WHILE helping identify homeless people at risk of freezing to death on the streets, homeless charity St Mungo’s has admitted to co-operating with immigration squads to identify homeless immigrants they suspect of being ‘illegal’.

The Immigration Compliance and Enforcement teams, or ICE patrols as they are known, scour the streets in packs, hunting down rough sleepers who they deem are ‘illegal immigrants’. They then arrest them, bundle them into the back of a van, and cart them away for incarceration and eventual deportation.

Shamefully, St Mungo’s has admitted that it has cooperated with the Home Office’s ICE teams when they go hunting. The charity is one of the largest providers of homelessness outreach services in the UK, with 17 teams across the south and south-west.

On their website, it says: ‘Here for every stop of the journey away from homelessness’ and that their teams ‘gradually build up trusting relationships’. That trust has now been stomped on with seven league boots!

The Home Office’s approach has been deemed unlawful in some cases, and the mayor of London, Sadiq Khan, has suspended cooperation with the ICE patrols. However, St Mungo’s confirmed that they have co-operated with them.

Petra Salva, the charity’s director of rough sleeping services said: ‘I get why that can be seen as strange and unpopular for some people. It’s a difficult climate we’re operating in.’ Salva said officials from Home Office enforcement teams ‘go up to individuals sleeping in sleeping bags and interview them. Sometimes they end up arresting them.’

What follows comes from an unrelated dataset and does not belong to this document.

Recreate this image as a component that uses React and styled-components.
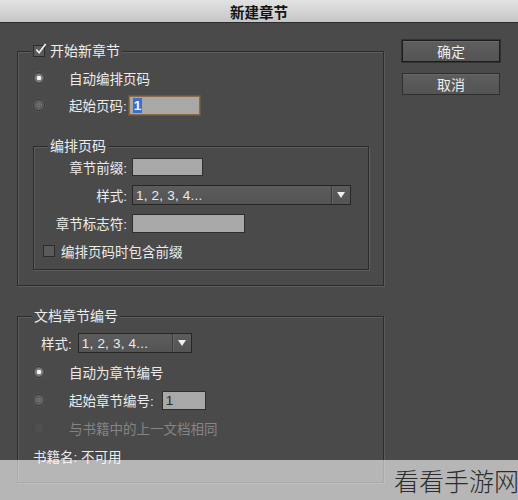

The North East London Migrant Action group said: ‘The role of homelessness charities should be to uphold the rights of vulnerable people. ‘Our advice to the rough sleepers we support will be to think twice about engaging with commissioned outreach services and, where possible, to seek help instead from independent charities.’

A spokesperson for Sadiq Khan said: ‘The mayor has always been very clear that he is completely opposed to the Home Office policy that denied non-UK nationals sleeping rough access to services.

‘There have been no joint patrols with the Home Office for mayoral or borough commissioned services since the publication of the judicial review in December.’ In December, a high court ruling found that Home Office policy on European Economic Area nationals, which deemed that sleeping on the streets was an abuse of EU free movement rights, was unlawful.